Bereits im Jahr 2020 wurde der polnische Discount-Mobilfunker Play übernommen (der einst zum Umfeld von "Drei" (Hutchison Hongkong) gehörte), und bei der Gelegenheit kaufte Niel noch die UPC Polska (vormals Liberty Global) dazu. Der Deal war schließlich am 1. April 2022 unter Dach und Fach. Seitdem kann Play in Polen interessierten Kunden jetzt Mobilfunk und Festnetz (über Koaxkabel) verkaufen.
Tiefstpreise und Minimalservice
Das Konzept von Iliad ist in allen Ländern auf Tiefstpreise und Minimal-Service ausgerichtet. In Italien beispielsweise kauft man seine SIM-Karte am Automaten und tippt dort seine Kundendaten selbst ein oder vervollständigt das zu Hause am PC. Im Laden steht nur noch ein Wächter, der vom Produkt wenig oder gar keine Ahnung hat und nur dazu da ist, etwaigen Vandalismus zu verhindern.
Auch in Frankreich liest man hier und da Abenteuerliches über den Kundenservice, dafür sind die Preise günstig, was für eine bestimmte Kundengruppe das einzige Kriterium ist. Das Fatale am Ende ist: Für den Inhaber scheint sich die Geschichte immer noch massiv zu rechnen. Viele Mitarbeiter der Branche mögen das anders sehen.

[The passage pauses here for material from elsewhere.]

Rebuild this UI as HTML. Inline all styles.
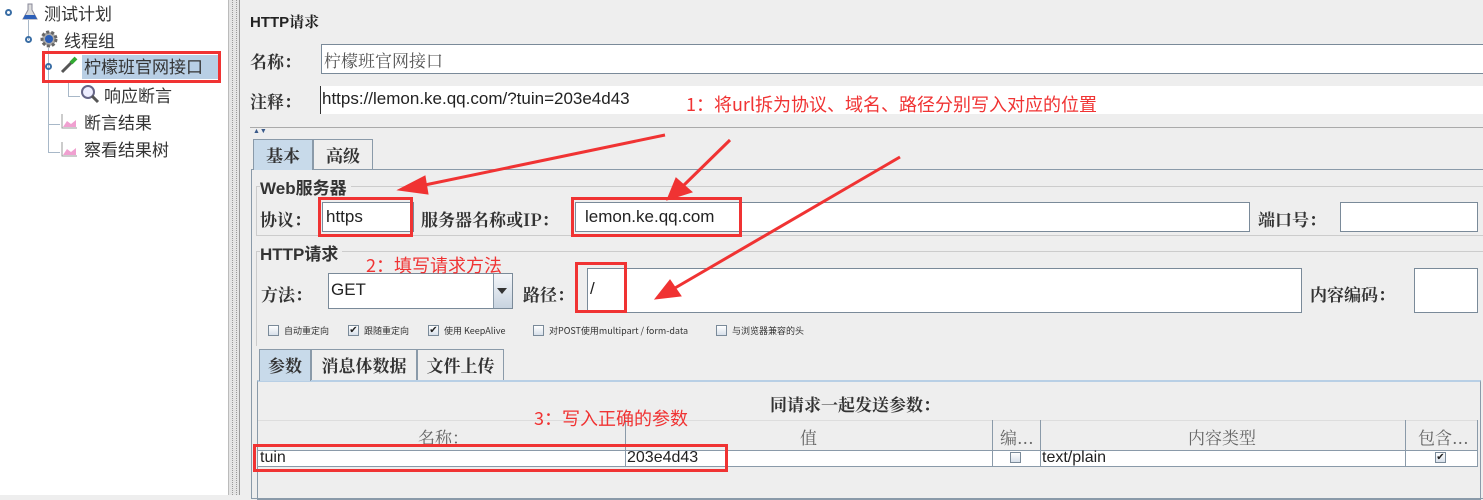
<!DOCTYPE html>
<html><head><meta charset="utf-8"><style>
*{box-sizing:border-box;margin:0;padding:0}
body{width:1483px;height:495px;overflow:hidden;background:#eeeeee;position:relative;font-family:"Liberation Sans","Noto Serif CJK SC","Noto Sans CJK SC",sans-serif;color:#222}
.a{position:absolute;white-space:nowrap}
.in{position:absolute;background:#fff;border:1px solid #7a8a99}
.lbl{position:absolute;font-size:17px;font-weight:bold;white-space:nowrap;font-family:"Noto Serif CJK SC",serif;color:#333}
.red{position:absolute;border:3px solid #f03333}
.rt{position:absolute;color:#f03333;font-size:18px;font-family:"Noto Sans CJK SC",sans-serif;white-space:nowrap}
.cb{position:absolute;width:11px;height:11px;border:1px solid #7a8a99;background:linear-gradient(#fff,#d8e0ea);font-size:10px;line-height:9px;text-align:center}
.cbt{position:absolute;font-size:9px;font-family:"Noto Sans CJK SC",sans-serif;white-space:nowrap;color:#333}
.tab{position:absolute;border:1px solid #8a9aa9;border-bottom:none;font-size:17px;font-family:"Noto Serif CJK SC",serif;font-weight:bold;text-align:center;color:#333}
.tr{position:absolute;font-size:17px;font-family:"Noto Sans CJK SC",sans-serif;white-space:nowrap;color:#333}
</style></head><body>
<div class="a" style="left:0;top:0;width:228px;height:495px;background:#fff"></div>
<div class="a" style="left:228px;top:0;width:12px;height:495px;background:#e4e4e4;border-left:1px solid #bbb;border-right:1px solid #999"></div>
<div class="a" style="left:232px;top:0;width:1px;height:495px;border-left:1px dotted #999"></div>
<div class="a" style="left:236px;top:0;width:1px;height:495px;border-left:1px dotted #999"></div>
<div class="a" style="left:28px;top:20px;height:20px;border-left:1px solid #a8b8c8"></div>
<div class="a" style="left:48px;top:48px;height:105px;border-left:1px solid #a8b8c8"></div>
<div class="a" style="left:48px;top:124px;width:12px;border-top:1px solid #a8b8c8"></div>
<div class="a" style="left:48px;top:152px;width:12px;border-top:1px solid #a8b8c8"></div>
<div class="a" style="left:68px;top:80px;height:17px;border-left:1px solid #a8b8c8"></div>
<div class="a" style="left:68px;top:96px;width:12px;border-top:1px solid #a8b8c8"></div>
<div class="a" style="left:5px;top:9px;width:7px;height:7px;border:2px solid #3a6ea5;border-radius:50%"></div>
<div class="a" style="left:25px;top:36px;width:7px;height:7px;border:2px solid #3a6ea5;border-radius:50%"></div>
<div class="a" style="left:45px;top:63px;width:7px;height:7px;border:2px solid #3a6ea5;border-radius:50%"></div>
<svg class="a" style="left:22px;top:3px" width="16" height="18"><path d="M6 1h4v6l5 9H1l5-9z" fill="#ddd" stroke="#889"/><path d="M3 12h10l2 4H1z" fill="#2c5fb8"/></svg>
<svg class="a" style="left:40px;top:30px" width="18" height="18"><circle cx="9" cy="9" r="7" fill="#aaa" stroke="#666" stroke-dasharray="3 2" stroke-width="3"/><circle cx="9" cy="9" r="4" fill="#2c5fb8"/></svg>
<svg class="a" style="left:60px;top:56px" width="18" height="18"><path d="M2 16L12 6" stroke="#555" stroke-width="3"/><path d="M11 7l5-5" stroke="#3a3" stroke-width="4"/></svg>
<svg class="a" style="left:80px;top:84px" width="20" height="20"><circle cx="8" cy="8" r="6" fill="#eef" stroke="#668" stroke-width="2"/><path d="M12 12l6 6" stroke="#555" stroke-width="3"/></svg>
<svg class="a" style="left:60px;top:112px" width="18" height="18"><path d="M2 2v14h15" stroke="#999" fill="none"/><path d="M3 15l4-6 4 3 5-4v7z" fill="#f0a0d0"/></svg>
<svg class="a" style="left:60px;top:140px" width="18" height="18"><path d="M2 2v14h15" stroke="#999" fill="none"/><path d="M3 15l4-6 4 3 5-4v7z" fill="#f0a0d0"/></svg>
<div class="tr" style="left:44px;top:0px">测试计划</div>
<div class="tr" style="left:64px;top:27px">线程组</div>
<div class="a" style="left:82px;top:55px;width:136px;height:24px;background:#b8cfe5"></div>
<div class="tr" style="left:84px;top:53px">柠檬班官网接口</div>
<div class="tr" style="left:104px;top:82px">响应断言</div>
<div class="tr" style="left:84px;top:109px">断言结果</div>
<div class="tr" style="left:84px;top:136px">察看结果树</div>
<div class="red" style="left:42px;top:51px;width:179px;height:32px"></div>

<div class="a" style="left:250px;top:11px;font-size:15px;font-weight:bold">HTTP请求</div>
<div class="lbl" style="left:250px;top:48px">名称：</div>
<div class="in" style="left:321px;top:44px;width:1170px;height:30px;font-size:17px;padding:2px 2px;font-family:'Noto Serif CJK SC',serif;color:#555">柠檬班官网接口</div>
<div class="lbl" style="left:250px;top:88px">注释：</div>
<div class="a" style="left:320px;top:86px;width:1170px;height:28px;background:#fff;font-size:17px;padding:3px 1px;border-left:1px solid #333">https://lemon.ke.qq.com/?tuin=203e4d43</div>
<div class="a" style="left:250px;top:127px;width:1233px;border-top:1px solid #aaa"></div>
<div class="a" style="left:253px;top:128px;font-size:7px;color:#3a5a8a">▲▼</div>
<div class="a" style="left:251px;top:169px;width:1240px;height:330px;border:1px solid #8a9aa9"></div>
<div class="tab" style="left:253px;top:139px;width:60px;height:31px;background:#c8daea;line-height:30px">基本</div>
<div class="tab" style="left:313px;top:139px;width:60px;height:30px;line-height:30px">高级</div>
<div class="a" style="left:256px;top:186px;width:1230px;height:50px;border:1px solid #ccc"></div>
<div class="lbl" style="left:260px;top:174px;background:#eee;padding-right:4px;font-family:'Liberation Sans','Noto Sans CJK SC',sans-serif">Web服务器</div>
<div class="lbl" style="left:260px;top:206px">协议：</div>
<div class="in" style="left:322px;top:202px;width:92px;height:30px;font-size:17px;padding:4px 3px">https</div>
<div class="lbl" style="left:421px;top:206px">服务器名称或IP：</div>
<div class="in" style="left:575px;top:202px;width:675px;height:30px;font-size:17px;padding:4px 9px">lemon.ke.qq.com</div>
<div class="lbl" style="left:1258px;top:206px">端口号：</div>
<div class="in" style="left:1340px;top:202px;width:138px;height:30px"></div>
<div class="a" style="left:256px;top:251px;width:1230px;height:95px;border-top:1px solid #ccc;border-left:1px solid #ccc"></div>
<div class="lbl" style="left:260px;top:240px;background:#eee;padding-right:4px;font-family:'Liberation Sans','Noto Sans CJK SC',sans-serif">HTTP请求</div>
<div class="lbl" style="left:261px;top:281px">方法：</div>
<div class="in" style="left:328px;top:273px;width:185px;height:36px;font-size:17px;padding:6px 2px">GET</div>
<div class="a" style="left:493px;top:274px;width:19px;height:34px;background:linear-gradient(#f4f6f9,#c8d4e0);border-left:1px solid #8a9aa9"></div>
<div class="a" style="left:497px;top:288px;border:5px solid transparent;border-top:6px solid #333"></div>
<div class="lbl" style="left:523px;top:281px">路径：</div>
<div class="in" style="left:587px;top:268px;width:715px;height:45px;font-size:17px;padding:10px 2px">/</div>
<div class="lbl" style="left:1310px;top:281px">内容编码：</div>
<div class="in" style="left:1414px;top:268px;width:64px;height:45px"></div>
<div class="cb" style="left:268px;top:325px"></div><div class="cbt" style="left:284px;top:324px">自动重定向</div>
<div class="cb" style="left:348px;top:325px">✔</div><div class="cbt" style="left:364px;top:324px">跟随重定向</div>
<div class="cb" style="left:428px;top:325px">✔</div><div class="cbt" style="left:444px;top:324px">使用 KeepAlive</div>
<div class="cb" style="left:533px;top:325px"></div><div class="cbt" style="left:549px;top:324px">对POST使用multipart / form-data</div>
<div class="cb" style="left:716px;top:325px"></div><div class="cbt" style="left:732px;top:324px">与浏览器兼容的头</div>
<div class="a" style="left:257px;top:380px;width:1224px;height:120px;border:1px solid #8a9aa9;border-top:2px solid #b8cfe5"></div>
<div class="tab" style="left:259px;top:349px;width:52px;height:32px;background:#c8daea;line-height:30px">参数</div>
<div class="tab" style="left:311px;top:349px;width:106px;height:31px;line-height:30px">消息体数据</div>
<div class="tab" style="left:417px;top:349px;width:87px;height:31px;line-height:30px">文件上传</div>
<div class="lbl" style="left:770px;top:391px">同请求一起发送参数：</div>
<div class="a" style="left:258px;top:420px;width:1220px;height:47px;border-top:1px solid #ddd;border-bottom:1px solid #8a9aa9"></div>
<div class="a" style="left:258px;top:450px;width:1220px;height:16px;background:#fff;border-top:1px solid #8a9aa9"></div>
<div class="a" style="left:625px;top:420px;height:47px;border-left:1px solid #8a9aa9"></div>
<div class="a" style="left:992px;top:420px;height:47px;border-left:1px solid #8a9aa9"></div>
<div class="a" style="left:1040px;top:420px;height:47px;border-left:1px solid #8a9aa9"></div>
<div class="a" style="left:1405px;top:420px;height:47px;border-left:1px solid #8a9aa9"></div>
<div class="a" style="left:1477px;top:420px;height:47px;border-left:1px solid #8a9aa9"></div>
<div class="tr" style="left:418px;top:424px;color:#666;font-family:'Noto Serif CJK SC',serif">名称：</div>
<div class="tr" style="left:800px;top:424px;color:#666;font-family:'Noto Serif CJK SC',serif">值</div>
<div class="tr" style="left:1000px;top:424px;color:#666;font-family:'Noto Serif CJK SC',serif">编...</div>
<div class="tr" style="left:1188px;top:424px;color:#666;font-family:'Noto Serif CJK SC',serif">内容类型</div>
<div class="tr" style="left:1418px;top:424px;color:#666;font-family:'Noto Serif CJK SC',serif">包含...</div>
<div class="a" style="left:260px;top:449px;font-size:16px">tuin</div>
<div class="a" style="left:627px;top:449px;font-size:16px">203e4d43</div>
<div class="a" style="left:1042px;top:449px;font-size:16px">text/plain</div>
<div class="cb" style="left:1010px;top:452px"></div>
<div class="cb" style="left:1435px;top:452px">✔</div>

<div class="red" style="left:318px;top:197px;width:95px;height:40px"></div>
<div class="red" style="left:571px;top:197px;width:171px;height:40px"></div>
<div class="red" style="left:575px;top:262px;width:52px;height:51px"></div>
<div class="red" style="left:253px;top:444px;width:475px;height:28px"></div>
<div class="rt" style="left:686px;top:91px">1：将url拆为协议、域名、路径分别写入对应的位置</div>
<div class="rt" style="left:366px;top:252px">2：填写请求方法</div>
<div class="rt" style="left:534px;top:405px">3：写入正确的参数</div>
<svg class="a" style="left:0;top:0" width="1483" height="495">
<g fill="#f03333" stroke="#f03333">
<line x1="665" y1="135" x2="420" y2="186" stroke-width="3"/>
<polygon points="398,190 425,176 428,194"/>
<line x1="730" y1="140" x2="682" y2="187" stroke-width="3"/>
<polygon points="667,200 676,178 692,192"/>
<line x1="900" y1="157" x2="675" y2="288" stroke-width="3"/>
<polygon points="655,299 670,280 681,296"/>
</g></svg>
</body></html>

Vodafone Group: Feuer unterm Dach
Die Vodafone Group hat nach Auskunft von Finanzfachleuten in den letzten fünf Jahren mehr als ein Drittel ihres Börsenwerts verloren. Ein Investor, die Cevian Capital, bedrängt Vodafone schon seit einiger Zeit, alle Aktivitäten in Märkten, die nicht absolut profitabel sind, zu verkaufen oder wenigstens mit den Konkurrenten zusammenzulegen. In Spanien ging das bekanntlich schief.

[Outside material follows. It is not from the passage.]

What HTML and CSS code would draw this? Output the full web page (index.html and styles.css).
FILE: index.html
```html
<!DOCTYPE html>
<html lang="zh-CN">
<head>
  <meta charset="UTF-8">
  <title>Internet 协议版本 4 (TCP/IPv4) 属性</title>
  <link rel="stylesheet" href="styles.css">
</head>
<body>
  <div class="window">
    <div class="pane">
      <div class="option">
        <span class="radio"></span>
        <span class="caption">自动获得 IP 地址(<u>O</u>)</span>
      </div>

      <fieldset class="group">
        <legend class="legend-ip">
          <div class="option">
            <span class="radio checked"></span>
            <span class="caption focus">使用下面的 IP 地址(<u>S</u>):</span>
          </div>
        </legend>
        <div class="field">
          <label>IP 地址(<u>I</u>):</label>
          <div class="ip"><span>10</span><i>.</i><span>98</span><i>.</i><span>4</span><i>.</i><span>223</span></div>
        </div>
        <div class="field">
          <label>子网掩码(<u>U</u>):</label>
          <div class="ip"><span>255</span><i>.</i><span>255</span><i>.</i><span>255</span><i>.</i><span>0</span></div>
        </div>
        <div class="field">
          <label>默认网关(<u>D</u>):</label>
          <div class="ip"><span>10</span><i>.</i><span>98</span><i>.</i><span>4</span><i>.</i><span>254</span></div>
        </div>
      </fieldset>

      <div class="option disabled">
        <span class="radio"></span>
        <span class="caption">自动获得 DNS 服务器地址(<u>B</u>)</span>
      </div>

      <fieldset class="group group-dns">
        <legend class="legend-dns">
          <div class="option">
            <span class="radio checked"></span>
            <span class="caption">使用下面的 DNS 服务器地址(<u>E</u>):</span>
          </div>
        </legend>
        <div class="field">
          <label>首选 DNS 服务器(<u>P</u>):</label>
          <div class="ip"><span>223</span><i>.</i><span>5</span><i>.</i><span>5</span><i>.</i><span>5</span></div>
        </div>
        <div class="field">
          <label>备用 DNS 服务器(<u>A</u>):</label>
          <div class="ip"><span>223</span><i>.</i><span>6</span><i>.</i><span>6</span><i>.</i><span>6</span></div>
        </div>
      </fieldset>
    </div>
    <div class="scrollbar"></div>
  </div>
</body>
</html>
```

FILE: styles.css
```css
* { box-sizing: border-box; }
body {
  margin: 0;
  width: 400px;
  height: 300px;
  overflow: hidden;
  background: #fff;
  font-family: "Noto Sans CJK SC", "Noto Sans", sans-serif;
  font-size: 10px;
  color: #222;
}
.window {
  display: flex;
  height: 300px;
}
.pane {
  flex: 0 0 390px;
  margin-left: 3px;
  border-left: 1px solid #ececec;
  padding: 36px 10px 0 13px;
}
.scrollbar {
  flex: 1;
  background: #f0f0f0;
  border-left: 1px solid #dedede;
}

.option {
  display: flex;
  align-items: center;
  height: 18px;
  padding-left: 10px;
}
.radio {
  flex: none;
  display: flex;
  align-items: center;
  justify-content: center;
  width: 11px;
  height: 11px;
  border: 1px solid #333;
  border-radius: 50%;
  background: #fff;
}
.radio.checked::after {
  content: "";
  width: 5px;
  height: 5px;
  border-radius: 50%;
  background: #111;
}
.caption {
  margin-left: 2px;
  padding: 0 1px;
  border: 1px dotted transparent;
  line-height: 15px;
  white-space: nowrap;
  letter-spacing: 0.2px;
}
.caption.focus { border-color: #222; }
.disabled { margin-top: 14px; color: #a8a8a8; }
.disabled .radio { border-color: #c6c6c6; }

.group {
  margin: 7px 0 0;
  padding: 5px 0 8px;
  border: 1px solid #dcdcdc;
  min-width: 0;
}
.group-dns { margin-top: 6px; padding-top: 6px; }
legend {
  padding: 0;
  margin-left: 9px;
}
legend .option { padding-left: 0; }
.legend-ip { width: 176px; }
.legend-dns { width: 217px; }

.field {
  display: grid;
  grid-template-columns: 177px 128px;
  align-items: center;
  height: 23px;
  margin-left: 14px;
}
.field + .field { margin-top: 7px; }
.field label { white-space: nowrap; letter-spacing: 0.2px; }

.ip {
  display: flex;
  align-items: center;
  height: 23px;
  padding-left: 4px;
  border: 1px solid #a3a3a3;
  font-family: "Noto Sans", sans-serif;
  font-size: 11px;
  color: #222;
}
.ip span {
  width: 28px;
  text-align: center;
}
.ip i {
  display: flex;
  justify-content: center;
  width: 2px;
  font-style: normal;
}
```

Solche kritischen Märkte (Länder) sind beispielsweise neben Spanien noch Italien, Portugal und sogar das Mutterland Großbritannien.
Was bedeutet das nun für Vodafone?
Wenn Vodafone sein Netz wirklich verkaufen müsste, würden sie sich zum reinen Service-Provider (wie z.B. freenet oder 1&1-Drillisch) wandeln. Dann könnten sie am besten gleich auch Verträge mit der Telekom oder Telefónica und vielleicht auch 1&1 über die Nutzung von deren Netzen abschließen. Das Alleinstellungsmerkmal der Vodafone-"Netzqualität" wäre dann erst einmal weg. Dafür könnte durch eine geschickte Kombination von Telekom, Telefónica und 1&1 ein Netzangebot entstehen, das für neue Zielgruppen interessant sein könnte.
Qualitätsbewusste Kunden könnten sich aber auch entschließen, Vodafone den Rücken zu kehren und direkt zu einem echten Netzbetreiber mit eigenem Netz zu wechseln.
1&1 könnte möglicherweise in Deutschland das verbliebene Vodafone-Netz aufkaufen und als Basis für seinen künftigen eigenen Netzausbau nutzen. Über allem würde am Ende nur die Frage schweben, was Bundeskartellamt oder Bundesnetzagentur oder die EU-Kommission dazu zu sagen hätten.